For the next song, "Me and My Bitch," YG sat down in a chair on the trap house's lawn. At the upstairs bar, a woman was bent over in front of her date as he pulled one of her legs up and back behind her, grabbing her thigh. Outside, security was continuing to stalk the sidewalk.

YG saved his two most recent big hits for last: "My Nigga," and "Who Do You Love?" People were still going totally nuts. Another fight almost started. Some guy was crowd-surfing. YG was clearly struggling to get his words out, but that radiant smile of his was still intact. It was really unfortunate that his voice was basically destroyed. It sounded oddly high-pitched. Fortunately there were plenty of other people onstage shouting out his lyrics, and he was still giving the performance genuine effort despite being unable to keep up with some of the songs. The people were happy. Sure, it may not have been YG's best performance ever, but he'd brought everyone together for some good entertainment on a Thursday night.

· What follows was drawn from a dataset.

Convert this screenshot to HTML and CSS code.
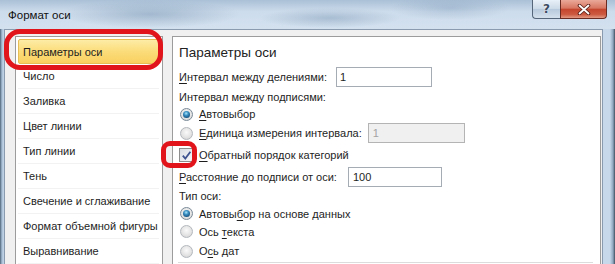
FILE: index.html
```html
<!DOCTYPE html>
<html lang="ru">
<head>
    <meta charset="UTF-8">
    <title>Формат оси</title>
    <link rel="stylesheet" href="styles.css">
</head>
<body>

<div class="window">
    <div class="titlebar">
        <span class="title">Формат оси</span>
        <div class="caption-buttons">
            <span class="cap-btn help">?</span>
            <span class="cap-btn close">
                <svg width="14" height="11" viewBox="0 0 14 11">
                    <path d="M2.5 1.5 L11.5 9.5 M11.5 1.5 L2.5 9.5" stroke="#5a1f18" stroke-width="3.6" stroke-linecap="round"/>
                    <path d="M2.5 1.5 L11.5 9.5 M11.5 1.5 L2.5 9.5" stroke="#ffffff" stroke-width="1.8" stroke-linecap="round"/>
                </svg>
            </span>
        </div>
    </div>

    <div class="client">
        <ul class="nav">
            <li class="nav-item active">Параметры оси</li>
            <li class="nav-item">Число</li>
            <li class="nav-item">Заливка</li>
            <li class="nav-item">Цвет линии</li>
            <li class="nav-item">Тип линии</li>
            <li class="nav-item">Тень</li>
            <li class="nav-item">Свечение и сглаживание</li>
            <li class="nav-item">Формат объемной фигуры</li>
            <li class="nav-item">Выравнивание</li>
        </ul>

        <div class="pane">
            <div class="pane-title">Параметры оси</div>

            <div class="row r1">
                <span><u>И</u>нтервал между делениями:</span>
                <span class="field f1">1</span>
            </div>
            <div class="row r2">Интервал между подписями:</div>
            <div class="row r3">
                <span class="radio on"></span><span><u>А</u>втовыбор</span>
            </div>
            <div class="row r4">
                <span class="radio"></span><span><u>Е</u>диница измерения интервала:</span>
                <span class="field f2 disabled">1</span>
            </div>
            <div class="row r5">
                <span class="check">
                    <svg width="11" height="11" viewBox="0 0 11 11">
                        <path d="M1.8 5.6 L4.3 8.6 L9.4 1.8" fill="none" stroke="#3f5490" stroke-width="1.8"/>
                    </svg>
                </span>
                <span><u>О</u>братный порядок категорий</span>
            </div>
            <div class="row r6">
                <span><u>Р</u>асстояние до подписи от оси:</span>
                <span class="field f3">100</span>
            </div>
            <div class="row r7">Тип оси:</div>
            <div class="row r8">
                <span class="radio on"></span><span>Автовы<u>б</u>ор на основе данных</span>
            </div>
            <div class="row r9">
                <span class="radio"></span><span>Ось <u>т</u>екста</span>
            </div>
            <div class="row r10">
                <span class="radio"></span><span>О<u>с</u>ь дат</span>
            </div>
            <div class="separator"></div>
        </div>
    </div>

    <!-- красные пометки поверх диалога -->
    <div class="mark mark-nav"></div>
    <div class="mark mark-check"></div>
</div>

</body>
</html>
```

FILE: styles.css
```css
* {
    box-sizing: border-box;
}

body {
    margin: 0;
    width: 615px;
    height: 264px;
    overflow: hidden;
    font-family: "Liberation Sans", Arial, sans-serif;
    font-size: 11px;
    color: #1e1e1e;
}

.window {
    position: relative;
    width: 615px;
    height: 264px;
    display: flex;
    flex-direction: column;
    background: linear-gradient(to right, #4f6479 0, #a9c0d6 2px, #c6d8ea 4px, #c6d8ea 610px, #8ea6bd 613px, #3f4e5f 615px);
}

.titlebar {
    height: 29px;
    display: flex;
    align-items: flex-start;
    background:
        radial-gradient(ellipse 90px 14px at 150px 14px, rgba(110, 140, 170, 0.45), transparent),
        radial-gradient(ellipse 70px 10px at 330px 18px, rgba(110, 140, 170, 0.4), transparent),
        radial-gradient(ellipse 60px 12px at 450px 8px, rgba(120, 150, 180, 0.35), transparent),
        linear-gradient(#aac0d6, #cddcec 40%, #d3e1ef);
}

.title {
    padding: 7px 0 0 8px;
    line-height: 16px;
    font-size: 11.5px;
    color: #111;
}

.caption-buttons {
    margin-left: auto;
    margin-right: 8px;
    display: flex;
}

.cap-btn {
    height: 19px;
    display: flex;
    align-items: center;
    justify-content: center;
}

.help {
    width: 28px;
    border: 1px solid #56667a;
    border-top: none;
    border-right: none;
    border-radius: 0 0 0 4px;
    background: linear-gradient(#e8f0f8, #cbd9e7 50%, #b7c9dc 51%, #d4e0ec);
    font-family: "DejaVu Sans", sans-serif;
    font-weight: bold;
    font-size: 12px;
    color: #3a4a60;
    text-shadow: 0 0 2px #fff;
}

.close {
    width: 47px;
    border: 1px solid #6a2b22;
    border-top: none;
    border-radius: 0 0 4px 0;
    background: linear-gradient(#eaa999, #d77661 45%, #c5462e 52%, #cc5a41 80%, #e39a84);
}

.client {
    flex: 1;
    margin: 0 12px 0 4px;
    border: 1px solid #8a9bb0;
    border-bottom: none;
    background: #f0f0f0;
    display: flex;
    padding: 6px 1px 0 10px;
}

.nav {
    list-style: none;
    margin: 0;
    width: 148px;
    flex: none;
    border: 1px solid #9c9c9c;
    border-bottom: none;
    background: #fff;
    padding: 2px 3px 0 2px;
}

.nav-item {
    height: 25px;
    line-height: 24px;
    padding-left: 5px;
    border-bottom: 1px solid #f2f2f2;
    white-space: nowrap;
}

.nav-item.active {
    border: 1px solid #e6bd55;
    border-radius: 2px;
    background: linear-gradient(#fdeca6, #fbdc7a 50%, #f9d160);
    padding-left: 4px;
}

.pane {
    flex: 1;
    margin-left: 9px;
    border: 1px solid #9c9c9c;
    border-bottom: none;
    background: #fff;
    padding: 4px 6px 0 6px;
}

.pane-title {
    height: 24px;
    line-height: 24px;
    font-size: 13.5px;
    color: #222;
}

.row {
    display: flex;
    align-items: center;
    white-space: nowrap;
}

.r1 { height: 23px; }
.r2 { height: 18px; }
.r3 { height: 16px; }
.r4 { height: 22px; }
.r5 { height: 22px; }
.r6 { height: 21px; }
.r7 { height: 18px; }
.r8 { height: 17px; }
.r9 { height: 19px; }
.r10 { height: 20px; }

u {
    text-decoration-thickness: 1px;
    text-underline-offset: 2px;
}

.field {
    height: 20px;
    line-height: 18px;
    border: 1px solid #a6acb4;
    background: #fff;
    padding-left: 3px;
}

.f1 {
    width: 96px;
    margin-left: 9px;
}

.f2 {
    width: 97px;
    margin-left: 6px;
}

.f3 {
    width: 94px;
    margin-left: 11px;
    padding-left: 4px;
}

.field.disabled {
    background: #f0f0f0;
    border-color: #b4b4b4;
    color: #a3a3a3;
    padding-left: 4px;
}

.radio {
    position: relative;
    width: 13px;
    height: 13px;
    flex: none;
    margin: 0 6px 0 1px;
    border-radius: 50%;
    border: 1px solid #b4b8bd;
    background: radial-gradient(circle at 50% 40%, #fafafa 0, #e2e2e2 60%, #cfcfcf);
}

.radio.on {
    border-color: #7a8a98;
}

.radio.on::after {
    content: "";
    position: absolute;
    left: 2px;
    top: 2px;
    width: 7px;
    height: 7px;
    border-radius: 50%;
    background: radial-gradient(circle at 45% 35%, #a9e6fb 0, #3a8fc2 35%, #0f4470 85%);
}

.check {
    width: 14px;
    height: 14px;
    flex: none;
    margin: 0 6px 0 0;
    border: 1px solid #8d8d8d;
    background: linear-gradient(135deg, #d9dde3, #f7f8fa);
    display: flex;
    align-items: center;
    justify-content: center;
}

.separator {
    margin: 1px 1px 0 -1px;
    border-top: 1px solid #dcdcdc;
}

.mark {
    position: absolute;
    border: 5px solid #e2141b;
}

.mark-nav {
    left: 4px;
    top: 29px;
    width: 159px;
    height: 41px;
    border-radius: 16px;
}

.mark-check {
    left: 161px;
    top: 141px;
    width: 36px;
    height: 27px;
    border-radius: 9px;
}
```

When the lights went up, neon spandex was everywhere. "You got my number so you better call me before you leave," a suave gentleman suggested to a lady nearby. "'cause I ain't goin' nowhere."

Personal Bias: I really enjoy watching YG's music videos on YouTube, A lot of them are like miniature movies. People keep telling me that YG hates women, though, which is pretty lame considering he uses them to sell his product.

The crowd: Some of the best people-watching I've done in a long time. So much fun watching the bros get down. Women were dressed up like it was the last opportunity they'd ever get to go out. Now I really do feel like I have a small and insignificant butt.